Fora da Faria
Uma coluna de negócios focada na economia real.
Fora da Faria
O ChatGPT quer te ver nu (ou quase)
A OpenAI, criadora da plataforma de inteligência artificial mais popular do planeta, estuda liberar conteúdo erótico a partir do fim do ano. Mas o que explica essa mudança de rota?


Algo novo pode chegar aos usuários do ChatGPT em dezembro. E não é o Papai Noel. A OpenAI, criadora da plataforma de inteligência artificial mais popular do planeta, estuda liberar conteúdo erótico a partir do fim do ano. O anúncio foi feito por Sam Altman, CEO da empresa, que descreveu a nova política como parte da filosofia “treat adults like adults” — “tratar adultos como adultos”.
A ideia é permitir que usuários, mediante verificação de idade, possam criar ou interagir com conteúdos classificados como “adultos”, incluindo erotismo. É uma guinada e tanto para uma empresa que, até recentemente, exibia compromissos firmes em restringir esse tipo de material.
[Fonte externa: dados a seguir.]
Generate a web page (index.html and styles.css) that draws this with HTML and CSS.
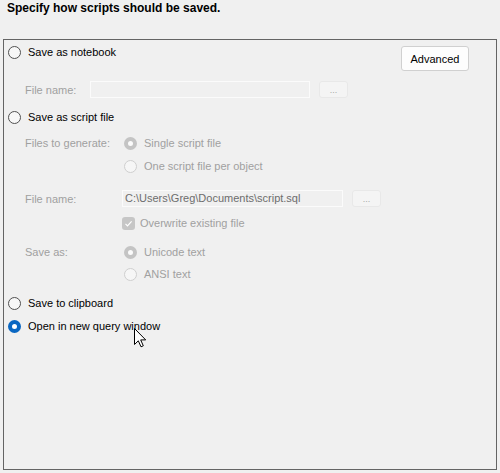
FILE: index.html
```html
<!DOCTYPE html>
<html>
<head>
<meta charset="utf-8">
<link rel="stylesheet" href="styles.css">
</head>
<body>
<div class="title">Specify how scripts should be saved.</div>
<div class="panel">
  <div class="row top">
    <div class="opt"><span class="radio"></span><span>Save as notebook</span></div>
    <div class="btn">Advanced</div>
  </div>
  <div class="row nbfile">
    <span class="lbl nblbl">File name:</span>
    <span class="input in1"></span>
    <span class="browse">...</span>
  </div>
  <div class="opt r2"><span class="radio"></span><span>Save as script file</span></div>
  <div class="sub">
    <div class="row srow ftg">
      <span class="lbl slbl">Files to generate:</span>
      <div class="opt dis"><span class="radio dchk"></span><span>Single script file</span></div>
    </div>
    <div class="row srow opo">
      <span class="lbl slbl"></span>
      <div class="opt dis"><span class="radio dun"></span><span>One script file per object</span></div>
    </div>
    <div class="row srow fn">
      <span class="lbl slbl">File name:</span>
      <span class="input in2">C:\Users\Greg\Documents\script.sql</span>
      <span class="browse">...</span>
    </div>
    <div class="row srow ow">
      <span class="lbl slbl"></span>
      <div class="opt dis cbopt"><span class="cb"><svg width="13" height="13" viewBox="0 0 13 13"><path d="M3.5 6.8 L5.5 8.8 L9.6 4.4" fill="none" stroke="#fff" stroke-width="1.2"/></svg></span><span>Overwrite existing file</span></div>
    </div>
    <div class="row srow sa">
      <span class="lbl slbl">Save as:</span>
      <div class="opt dis"><span class="radio dchk"></span><span>Unicode text</span></div>
    </div>
    <div class="row srow ansi">
      <span class="lbl slbl"></span>
      <div class="opt dis"><span class="radio dun"></span><span>ANSI text</span></div>
    </div>
  </div>
  <div class="opt clip"><span class="radio"></span><span>Save to clipboard</span></div>
  <div class="opt open"><span class="radio chk"></span><span>Open in new query window</span></div>
</div>
<svg class="cursor" width="13" height="20" viewBox="0 0 13 20"><path d="M0.5 0.5 V16.5 L4.3 12.8 L7 18.8 L9.3 17.8 L6.7 11.9 H11.7 Z" fill="#fff" stroke="#000" stroke-width="1" stroke-linejoin="miter"/></svg>
</body>
</html>
```
FILE: styles.css
```css
html, body {
  margin: 0;
  padding: 0;
  background: #f0f0f0;
  width: 500px;
  height: 473px;
  overflow: hidden;
  font-family: "Liberation Sans", Arial, sans-serif;
  font-size: 11px;
  color: #000;
}
body { position: relative; }
.title {
  font-weight: bold;
  font-size: 12px;
  padding: 1px 0 0 7px;
  line-height: 14px;
  height: 15px;
}
.panel {
  margin: 23px 0 0 3px;
  width: 488px;
  height: 429px;
  border: 1px solid #646464;
  padding: 0 0 0 4px;
  box-sizing: content-box;
}
.row {
  display: flex;
  align-items: center;
}
.top {
  align-items: flex-start;
  justify-content: space-between;
  padding-top: 3px;
  padding-right: 27px;
}
.opt {
  display: flex;
  align-items: center;
  height: 18px;
  line-height: 18px;
  gap: 7px;
}
.radio {
  width: 13px;
  height: 13px;
  box-sizing: border-box;
  border-radius: 50%;
  border: 1px solid #505050;
  background: #f7f7f7;
  flex: none;
}
.radio.chk {
  border: 4px solid #0a67c2;
  background: #fff;
}
.radio.dchk {
  border: 4px solid #c4c4c4;
  background: #fbfbfb;
}
.radio.dun {
  border: 1px solid #cfcfcf;
  background: #f6f6f6;
}
.btn {
  margin-top: 3px;
  width: 68px;
  height: 25px;
  box-sizing: border-box;
  border: 1px solid #d0d0d0;
  border-radius: 3px;
  background: #fdfdfd;
  display: flex;
  align-items: center;
  justify-content: center;
}
.lbl { color: #a0a0a0; flex: none; }
.nblbl { margin-left: 17px; width: 65px; }
.input {
  height: 17px;
  box-sizing: border-box;
  border: 1px solid #fbfbfb;
  background: #f0f0f0;
  color: #6d6d6d;
  line-height: 15px;
  padding-left: 2px;
  flex: none;
}
.in1 { width: 220px; }
.in2 { width: 221px; }
.browse {
  margin-left: 9px;
  width: 29px;
  height: 17px;
  box-sizing: border-box;
  border: 1px solid #e8e8e8;
  border-radius: 3px;
  background: #f4f4f4;
  color: #a8a8a8;
  font-size: 9px;
  text-align: center;
  line-height: 17px;
}
.nbfile { margin-top: 10px; }
.r2 { margin-top: 10px; }
.sub { margin-left: 17px; }
.slbl { width: 97px; }
.srow .opt { margin-left: 2px; }
.srow .cbopt { margin-left: 0; gap: 5px; }
.dis { color: #a0a0a0; }
.ftg { margin-top: 8px; height: 18px; }
.opo { margin-top: 5px; height: 18px; }
.fn { margin-top: 15px; height: 17px; }
.ow { margin-top: 7px; height: 18px; }
.sa { margin-top: 11px; height: 18px; }
.ansi { margin-top: 4px; height: 18px; }
.clip { margin-top: 11px; }
.open { margin-top: 5px; }
.cb {
  width: 13px;
  height: 13px;
  border-radius: 3px;
  background: #c6c6c6;
  display: block;
  flex: none;
}
.cb svg { display: block; }
.cursor {
  position: absolute;
  left: 134px;
  top: 328px;
}
```
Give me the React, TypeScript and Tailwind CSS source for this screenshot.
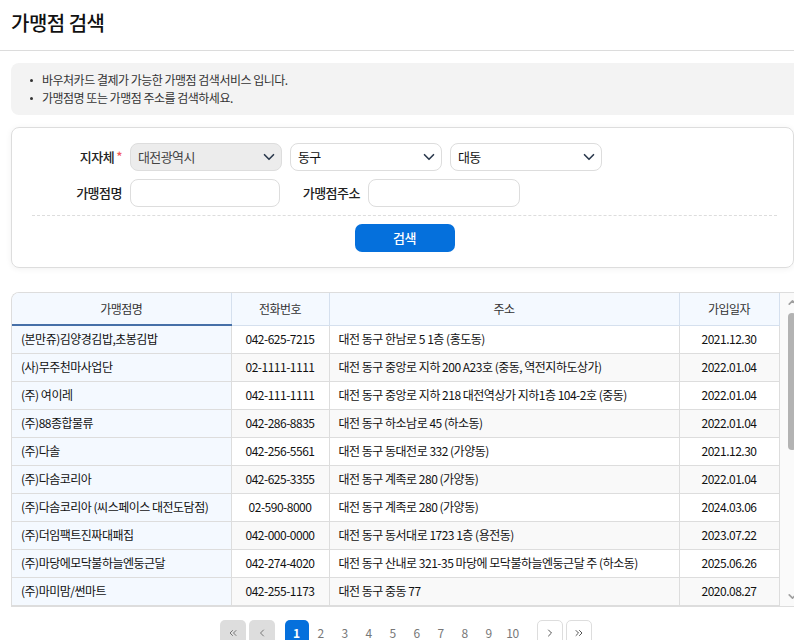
import { ChevronDown, ChevronLeft, ChevronRight, ChevronsLeft, ChevronsRight, ChevronUp } from "lucide-react";

const rows = [
  ["(본만쥬)김양경김밥,초봉김밥", "042-625-7215", "대전 동구 한남로 5 1층 (홍도동)", "2021.12.30"],
  ["(사)무주천마사업단", "02-1111-1111", "대전 동구 중앙로 지하 200 A23호 (중동, 역전지하도상가)", "2022.01.04"],
  ["(주) 여이레", "042-111-1111", "대전 동구 중앙로 지하 218 대전역상가 지하1층 104-2호 (중동)", "2022.01.04"],
  ["(주)88종합물류", "042-286-8835", "대전 동구 하소남로 45 (하소동)", "2022.01.04"],
  ["(주)다솔", "042-256-5561", "대전 동구 동대전로 332 (가양동)", "2021.12.30"],
  ["(주)다솜코리아", "042-625-3355", "대전 동구 계족로 280 (가양동)", "2022.01.04"],
  ["(주)다솜코리아 (씨스페이스 대전도담점)", "02-590-8000", "대전 동구 계족로 280 (가양동)", "2024.03.06"],
  ["(주)더임팩트진짜대패집", "042-000-0000", "대전 동구 동서대로 1723 1층 (용전동)", "2023.07.22"],
  ["(주)마당에모닥불하늘엔둥근달", "042-274-4020", "대전 동구 산내로 321-35 마당에 모닥불하늘엔둥근달 주 (하소동)", "2025.06.26"],
  ["(주)마미맘/썬마트", "042-255-1173", "대전 동구 중동 77", "2020.08.27"],
];

function Select({ label, disabled }: { label: string; disabled?: boolean }) {
  return (
    <div
      className={`w-[152px] h-[28px] flex items-center justify-between pl-[7px] pr-[3px] border border-[#dddddd] rounded-[8px] text-[13px] tracking-[-0.6px] ${
        disabled ? "bg-[#ececec] text-[#444444]" : "bg-white text-[#111111]"
      }`}
    >
      <span>{label}</span>
      <ChevronDown className="w-[18px] h-[18px] text-[#2b3a4d]" strokeWidth={2.2} />
    </div>
  );
}

function PageButton({ children, filled }: { children: React.ReactNode; filled?: boolean }) {
  return (
    <div
      className={`w-[26px] h-[26px] flex items-center justify-center rounded-[5px] ${
        filled ? "bg-[#dddddd] text-[#777777]" : "bg-white border border-[#dddddd] text-[#555555]"
      }`}
    >
      {children}
    </div>
  );
}

export default function App() {
  return (
    <div
      className="h-[640px] overflow-hidden bg-white text-[#111111]"
      style={{ fontFamily: '"Noto Sans CJK KR", "Noto Sans", sans-serif' }}
    >
      <header className="h-[51px] flex items-center pl-[11px] border-b border-[#dcdcdc]">
        <h1 className="text-[20px] font-medium leading-none pb-[4px] tracking-[-0.5px]">가맹점 검색</h1>
      </header>

      <div className="pl-[11px] pt-3">
        <ul className="h-[52px] flex flex-col justify-center pl-[19px] bg-[#f3f3f3] rounded-l-[8px] text-[12px] leading-[18px] tracking-[-0.5px] text-[#333333]">
          <li className="flex items-center gap-[9px]">
            <span className="w-[3px] h-[3px] rounded-full bg-[#333333]" />
            바우처카드 결제가 가능한 가맹점 검색서비스 입니다.
          </li>
          <li className="flex items-center gap-[9px]">
            <span className="w-[3px] h-[3px] rounded-full bg-[#333333]" />
            가맹점명 또는 가맹점 주소를 검색하세요.
          </li>
        </ul>

        <section className="mt-3 h-[141px] pt-[15px] pr-[16px] pl-[20px] border border-[#dddddd] rounded-[8px] shadow-[0_1px_6px_rgba(0,0,0,0.06)]">
          <div className="flex items-center">
            <label className="w-[90px] text-right text-[13px] font-medium tracking-[-0.5px] text-[#222222]">
              지자체<span className="text-[#f25c5c] ml-[2px]">*</span>
            </label>
            <div className="ml-[8px] flex gap-[8px]">
              <Select label="대전광역시" disabled />
              <Select label="동구" />
              <Select label="대동" />
            </div>
          </div>
          <div className="flex items-center mt-[8px]">
            <label className="w-[90px] text-right text-[13px] font-medium tracking-[-0.5px] text-[#222222]">가맹점명</label>
            <div className="ml-[8px] w-[150px] h-[28px] border border-[#dddddd] rounded-[8px]" />
            <label className="w-[80px] text-right text-[13px] font-medium tracking-[-0.5px] text-[#222222]">가맹점주소</label>
            <div className="ml-[8px] w-[152px] h-[28px] border border-[#dddddd] rounded-[8px]" />
          </div>
          <div className="mt-[8px] border-t border-dashed border-[#dddddd]" />
          <div className="mt-[8px] flex justify-center">
            <button type="button" className="w-[100px] h-[28px] rounded-[7px] bg-[#0570dc] text-white text-[13px] font-medium tracking-[-0.5px]">
              검색
            </button>
          </div>
        </section>

        <section className="mt-[24px] flex h-[315px] border-t border-b border-l border-[#dddddd] rounded-tl-[8px] overflow-hidden">
          <table className="w-[767px] table-fixed border-collapse text-[12px] tracking-[-0.5px] self-start">
            <colgroup>
              <col className="w-[219px]" />
              <col className="w-[98px]" />
              <col className="w-[350px]" />
              <col className="w-[100px]" />
            </colgroup>
            <thead>
              <tr className="h-[32px] bg-[#f4f9ff] text-[#333333] font-normal">
                <th className="font-normal border-b-2 border-b-[#4670a8]">가맹점명</th>
                <th className="font-normal border-l border-b border-[#d5e0ee]">전화번호</th>
                <th className="font-normal border-l border-b border-[#d5e0ee]">주소</th>
                <th className="font-normal border-l border-b border-r border-[#d5e0ee]">가입일자</th>
              </tr>
            </thead>
            <tbody>
              {rows.map((row, i) => (
                <tr key={row[0]} className={`h-[28px] border-b border-[#dddddd] ${i % 2 ? "bg-[#f9f9f9]" : "bg-white"}`}>
                  <td className="px-[9px] bg-[#f4f9ff] truncate">{row[0]}</td>
                  <td className="text-center border-l border-[#dddddd]">{row[1]}</td>
                  <td className="px-[9px] border-l border-[#dddddd] truncate">{row[2]}</td>
                  <td className="text-center border-l border-r border-[#dddddd]">{row[3]}</td>
                </tr>
              ))}
            </tbody>
          </table>
          <div className="flex-1 flex flex-col items-center pl-[6px] bg-[#fafafa]">
            <ChevronUp className="w-[13px] h-[13px] mt-[3px] text-[#a0a0a0]" strokeWidth={3} />
            <div className="mt-[4px] w-[8px] h-[137px] rounded-full bg-[#b3b3b3]" />
            <div className="flex-1" />
            <ChevronDown className="w-[13px] h-[13px] mb-[3px] text-[#a0a0a0]" strokeWidth={3} />
          </div>
        </section>

        <nav className="mt-[13px] flex items-center justify-center pl-[6px] text-[12px] text-[#777777]">
          <div className="flex gap-[3px] mr-[10px]">
            <PageButton filled><ChevronsLeft className="w-[12px] h-[12px]" /></PageButton>
            <PageButton filled><ChevronLeft className="w-[12px] h-[12px]" /></PageButton>
          </div>
          <div className="w-[24px] h-[26px] flex items-center justify-center rounded-[5px] bg-[#0570dc] text-white font-bold">1</div>
          {[2, 3, 4, 5, 6, 7, 8, 9, 10].map((n) => (
            <div key={n} className="w-[24px] h-[26px] flex items-center justify-center tracking-[-0.5px]">{n}</div>
          ))}
          <div className="flex gap-[3px] ml-[12px]">
            <PageButton><ChevronRight className="w-[12px] h-[12px]" /></PageButton>
            <PageButton><ChevronsRight className="w-[12px] h-[12px]" /></PageButton>
          </div>
        </nav>
      </div>
    </div>
  );
}
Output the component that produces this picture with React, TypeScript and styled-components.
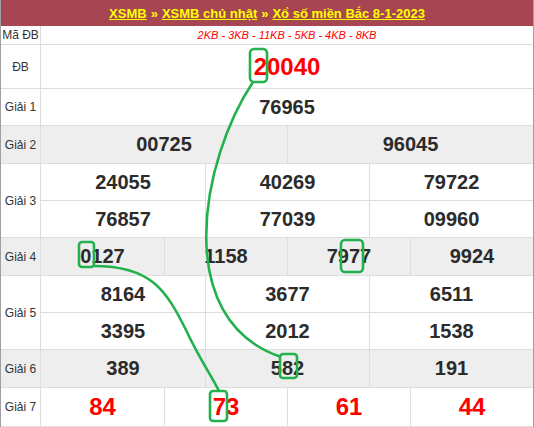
import React from "react";
import styled, { createGlobalStyle } from "styled-components";

const Global = createGlobalStyle`
  html, body { margin: 0; padding: 0; background: #fff; }
  body { font-family: "Liberation Sans", Arial, sans-serif; }
`;

const Board = styled.div`
  position: relative;
  width: 534px;
  box-sizing: border-box;
  border: 1px solid #a0a0a0;
  border-top: none;
  background: #fff;
  color: #333;
`;

const Header = styled.div`
  height: 26px;
  background: #a84552;
  display: flex;
  align-items: center;
  justify-content: center;
  gap: 4px;
  font-size: 13px;
  font-weight: bold;
  color: #ffff00;
`;

const HeaderLink = styled.a`
  color: #ffff00;
  text-decoration: underline;
`;

const Row = styled.div<{ $h: number; $alt?: boolean }>`
  display: grid;
  grid-template-columns: 40px 1fr;
  border-bottom: 1px solid #dddddd;
  background: ${(p) => (p.$alt ? "#eeeeee" : "#ffffff")};
  min-height: ${(p) => p.$h}px;
`;

const Label = styled.div`
  display: flex;
  align-items: center;
  justify-content: center;
  font-size: 12px;
  color: #333;
  border-right: 1px solid #dddddd;
`;

const Values = styled.div`
  display: flex;
  flex-direction: column;
`;

const Line = styled.div<{ $n: number; $h: number; $divider?: boolean }>`
  display: grid;
  grid-template-columns: repeat(${(p) => p.$n}, 1fr);
  height: ${(p) => p.$h}px;
  border-bottom: ${(p) => (p.$divider ? "1px solid #dddddd" : "none")};
`;

const Cell = styled.div<{ $size?: number; $red?: boolean }>`
  display: flex;
  align-items: center;
  justify-content: center;
  font-weight: bold;
  font-size: ${(p) => p.$size ?? 20}px;
  color: ${(p) => (p.$red ? "#ff0000" : "#2b2b2b")};
  border-left: 1px solid #dddddd;
  &:first-child { border-left: none; }
`;

const Codes = styled.div`
  display: flex;
  align-items: center;
  justify-content: center;
  font-size: 11px;
  font-style: italic;
  color: #ff0000;
`;

const Overlay = styled.svg`
  position: absolute;
  left: 0;
  top: 0;
  width: 534px;
  height: 427px;
  pointer-events: none;
`;

type Prize = {
  label: string;
  lines: string[][];
  heights: number[];
  alt?: boolean;
  size?: number;
  red?: boolean;
};

const prizes: Prize[] = [
  { label: "Giải 1", lines: [["76965"]], heights: [36] },
  { label: "Giải 2", lines: [["00725", "96045"]], heights: [37], alt: true },
  {
    label: "Giải 3",
    lines: [
      ["24055", "40269", "79722"],
      ["76857", "77039", "09960"],
    ],
    heights: [36, 36],
  },
  { label: "Giải 4", lines: [["0127", "1158", "7977", "9924"]], heights: [37], alt: true },
  {
    label: "Giải 5",
    lines: [
      ["8164", "3677", "6511"],
      ["3395", "2012", "1538"],
    ],
    heights: [36, 36],
  },
  { label: "Giải 6", lines: [["389", "582", "191"]], heights: [37], alt: true },
  { label: "Giải 7", lines: [["84", "73", "61", "44"]], heights: [38], size: 24, red: true },
];

export default function App() {
  return (
    <>
      <Global />
      <Board>
        <Header>
          <HeaderLink>XSMB</HeaderLink>
          <span>»</span>
          <HeaderLink>XSMB chủ nhật</HeaderLink>
          <span>»</span>
          <HeaderLink>Xổ số miền Bắc 8-1-2023</HeaderLink>
        </Header>
        <Row $h={18}>
          <Label>Mã ĐB</Label>
          <Codes>2KB - 3KB - 11KB - 5KB - 4KB - 8KB</Codes>
        </Row>
        <Row $h={43}>
          <Label>ĐB</Label>
          <Values>
            <Line $n={1} $h={43}>
              <Cell $size={24} $red>20040</Cell>
            </Line>
          </Values>
        </Row>
        {prizes.map((p) => (
          <Row key={p.label} $h={p.heights.reduce((a, b) => a + b, 0)} $alt={p.alt}>
            <Label>{p.label}</Label>
            <Values>
              {p.lines.map((vals, i) => (
                <Line key={i} $n={vals.length} $h={p.heights[i]} $divider={i < p.lines.length - 1}>
                  {vals.map((v, j) => (
                    <Cell key={j} $size={p.size} $red={p.red}>
                      {v}
                    </Cell>
                  ))}
                </Line>
              ))}
            </Values>
          </Row>
        ))}
        <Overlay viewBox="0 0 534 427">
          <g fill="none" stroke="#22b14c" strokeWidth={2.6}>
            <rect x={249} y={49} width={17} height={33} rx={4} />
            <rect x={78} y={242} width={15} height={25} rx={3} />
            <rect x={340} y={240} width={22} height={32} rx={4} />
            <rect x={279} y={354} width={17} height={24} rx={3} />
            <rect x={209} y={391} width={17} height={30} rx={3} />
            <path d="M252,82 C200,160 170,320 280,357" />
            <path d="M93,266 C150,266 165,290 185,330 C198,358 210,375 218,391" />
          </g>
        </Overlay>
      </Board>
    </>
  );
}
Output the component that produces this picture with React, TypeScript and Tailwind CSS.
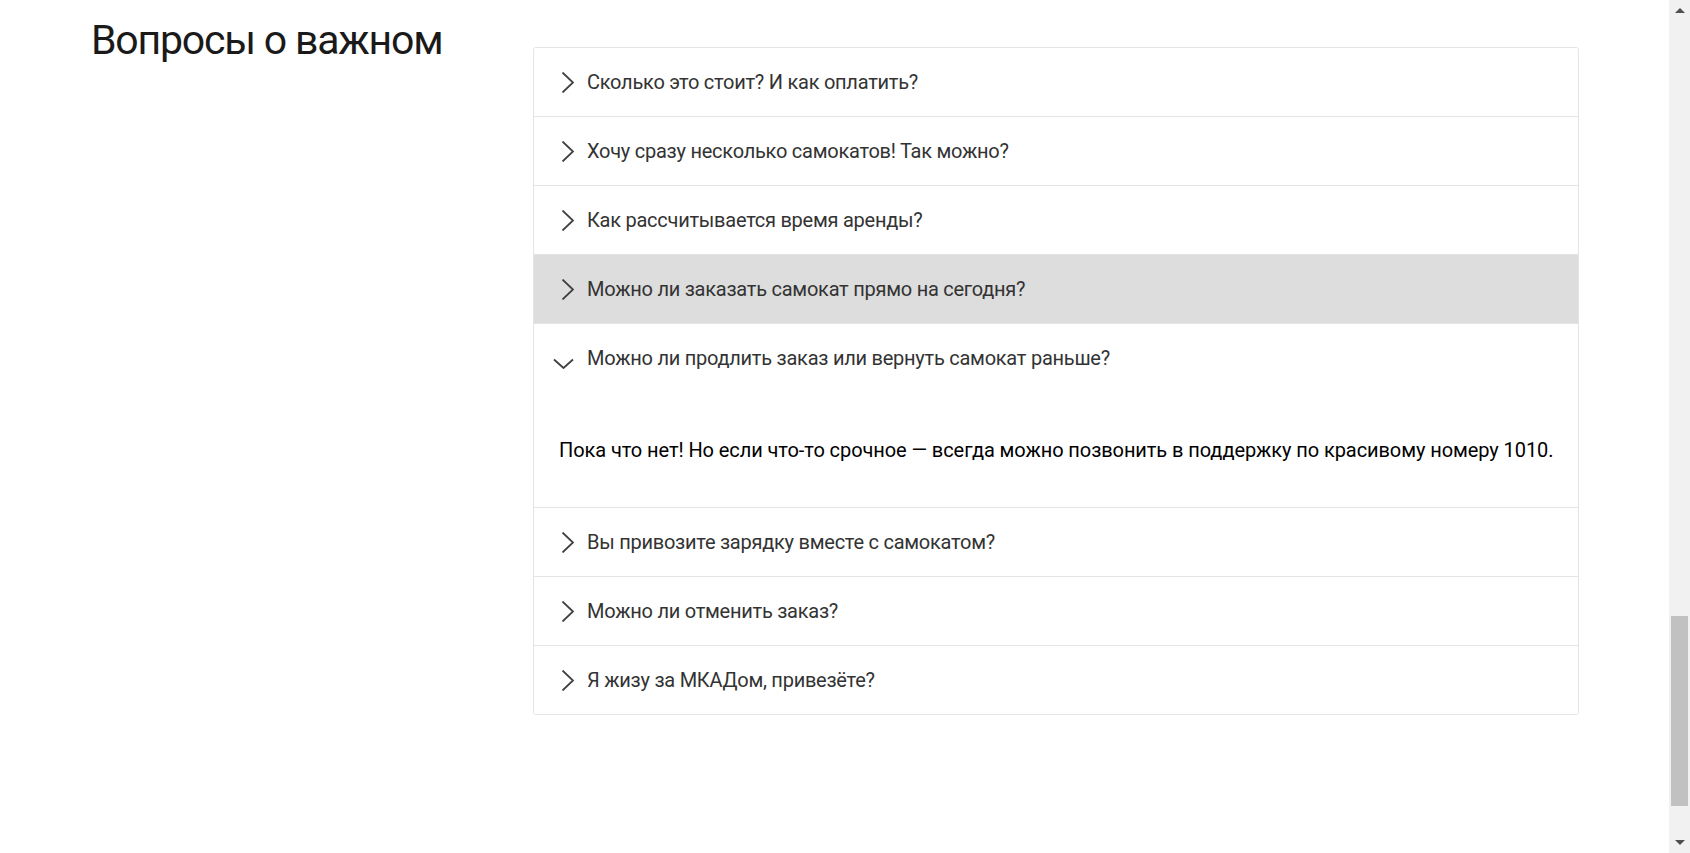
import { useState } from "react";

const questions = [
  "Сколько это стоит? И как оплатить?",
  "Хочу сразу несколько самокатов! Так можно?",
  "Как рассчитывается время аренды?",
  "Можно ли заказать самокат прямо на сегодня?",
  "Можно ли продлить заказ или вернуть самокат раньше?",
  "Вы привозите зарядку вместе с самокатом?",
  "Можно ли отменить заказ?",
  "Я жизу за МКАДом, привезёте?",
];

const answers: Record<number, string> = {
  4: "Пока что нет! Но если что-то срочное — всегда можно позвонить в поддержку по красивому номеру 1010.",
};

function Chevron({ open }: { open: boolean }) {
  return (
    <svg width="21" height="21" viewBox="0 0 21 21" className="shrink-0" fill="none">
      {open ? (
        <polyline points="1,11.5 10.5,20 20,11.5" stroke="#404040" strokeWidth="1.8" />
      ) : (
        <polyline points="9.5,0.5 20,10.5 9.5,20.5" stroke="#404040" strokeWidth="1.8" />
      )}
    </svg>
  );
}

function Scrollbar() {
  return (
    <div className="w-[21px] h-full bg-[#f1f1f1] flex flex-col items-center shrink-0">
      <div className="h-[21px] w-full flex items-center justify-center">
        <div className="w-0 h-0 border-l-[5px] border-r-[5px] border-b-[5px] border-l-transparent border-r-transparent border-b-[#505050]" />
      </div>
      <div className="flex-1" />
      <div className="w-[17px] h-[190px] bg-[#c1c1c1]" />
      <div className="h-[26px]" />
      <div className="h-[21px] w-full flex items-center justify-center">
        <div className="w-0 h-0 border-l-[5px] border-r-[5px] border-t-[5px] border-l-transparent border-r-transparent border-t-[#505050]" />
      </div>
    </div>
  );
}

export default function App() {
  const [open, setOpen] = useState<number | null>(4);
  const hovered = 3;

  return (
    <div className="h-screen w-full flex bg-white overflow-hidden" style={{ fontFamily: "Roboto, 'Liberation Sans', sans-serif" }}>
      <div className="flex-1 flex items-start pl-[91px] pr-[90px] pt-[20px]">
        <h2 className="w-[442px] shrink-0 text-[41px] leading-none tracking-[-1.2px] text-[#1a1a1a] font-normal">
          Вопросы о важном
        </h2>
        <div className="flex-1 mt-[27px] border border-[#e4e4e4] rounded-[3px] overflow-hidden">
          {questions.map((q, i) => (
            <div key={q} className={i > 0 ? "border-t border-[#e4e4e4]" : ""}>
              <button
                onClick={() => setOpen(open === i ? null : i)}
                className={`w-full h-[68px] flex items-center gap-[13px] pl-[19px] text-left cursor-pointer ${
                  i === hovered ? "bg-[#dddddd]" : "bg-white"
                }`}
              >
                <Chevron open={open === i} />
                <span className="text-[20px] tracking-[-0.25px] text-[#333333]">{q}</span>
              </button>
              {open === i && answers[i] && (
                <p className="px-[25px] pt-[46px] pb-[45px] text-[20px] leading-[24px] tracking-[-0.08px] whitespace-nowrap text-black">
                  {answers[i]}
                </p>
              )}
            </div>
          ))}
        </div>
      </div>
      <Scrollbar />
    </div>
  );
}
Mas o que explica essa mudança de rota? Talvez a resposta venha da velha máxima: siga o dinheiro.
A empresa de análise Appfigures estimou que, só no primeiro semestre de 2025, os aplicativos de IA focados em interações românticas ou eróticas faturaram 82 milhões de dólares.
No ano passado, a consultoria Ark Invest, especializada em tecnologias disruptivas, publicou um artigo provocador: “A companhia de IA é a próxima fronteira do entretenimento digital?”. A “companhia”, no caso, é a interação entre uma pessoa e um personagem criado por IA generativa: um parceiro virtual com corpo, voz, personalidade e até memória emocional.
As plataformas Replika e Character.AI são os exemplos mais conhecidos. Em ambas, o usuário pode conversar, criar e evoluir personagens que aprendem com o tempo e constroem uma relação empática entre o artificial e o humano. A convivência pode virar amizade, amor… ou sexo. O mercado já sente o impacto: em 2024, conteúdos gerados por IA ocuparam 14,5% da audiência do OnlyFans, contra apenas 1,4% no ano anterior.
A mudança da OpenAI foi rápida. Mas, além do dinheiro, há algo mais: a promessa de vínculos profundos.
Nesse novo modelo, a interação pode se tornar tão íntima quanto uma relação humana — só que sem rejeição, sem conflito, sem imperfeição. O endereço do seu amigo é uma URL. O encontro em um app que já não é um caminho, mas o ponto final.
A tecnologia passa a permitir que cada um molde sua própria companhia. Um Frankenstein ao contrário, ou talvez uma versão digital da “Mulher Nota 1000”. Na comédia de 1985, dirigida por John Hughes, dois adolescentes criam no computador a mulher ideal — que ganha vida e ajuda os garotos a atravessar as dores da adolescência. Trinta anos depois, em Her (2013), de Spike Jonze, Theodore, um escritor solitário vivido por Joaquin Phoenix, se apaixona por Samantha, uma inteligência artificial.
O problema é que, enquanto buscamos companhia digital, nos afastamos do que é real. A desumanização já é um velho conhecido dos meios de comunicação, onde o humano pode se tornar um simulacro. Assistimos a cenas de guerra em Gaza como quem vê um filme de ação. O real, repetido à exaustão, se torna ficção. Agora, a ficção começa a ocupar o lugar do real.
Se já há uma geração trancada em quartos, dormindo sobre telas e conversando com inteligências artificiais, a tendência é de mais isolamento.
E, com dois pés fora da realidade, o impacto se espalha: moda, educação, beleza, higiene, tudo pode ser digitalizado. Perfume para encontro? Talvez desnecessário. Basta programar seu próximo par para gostar de quem não usa nenhuma fragrância.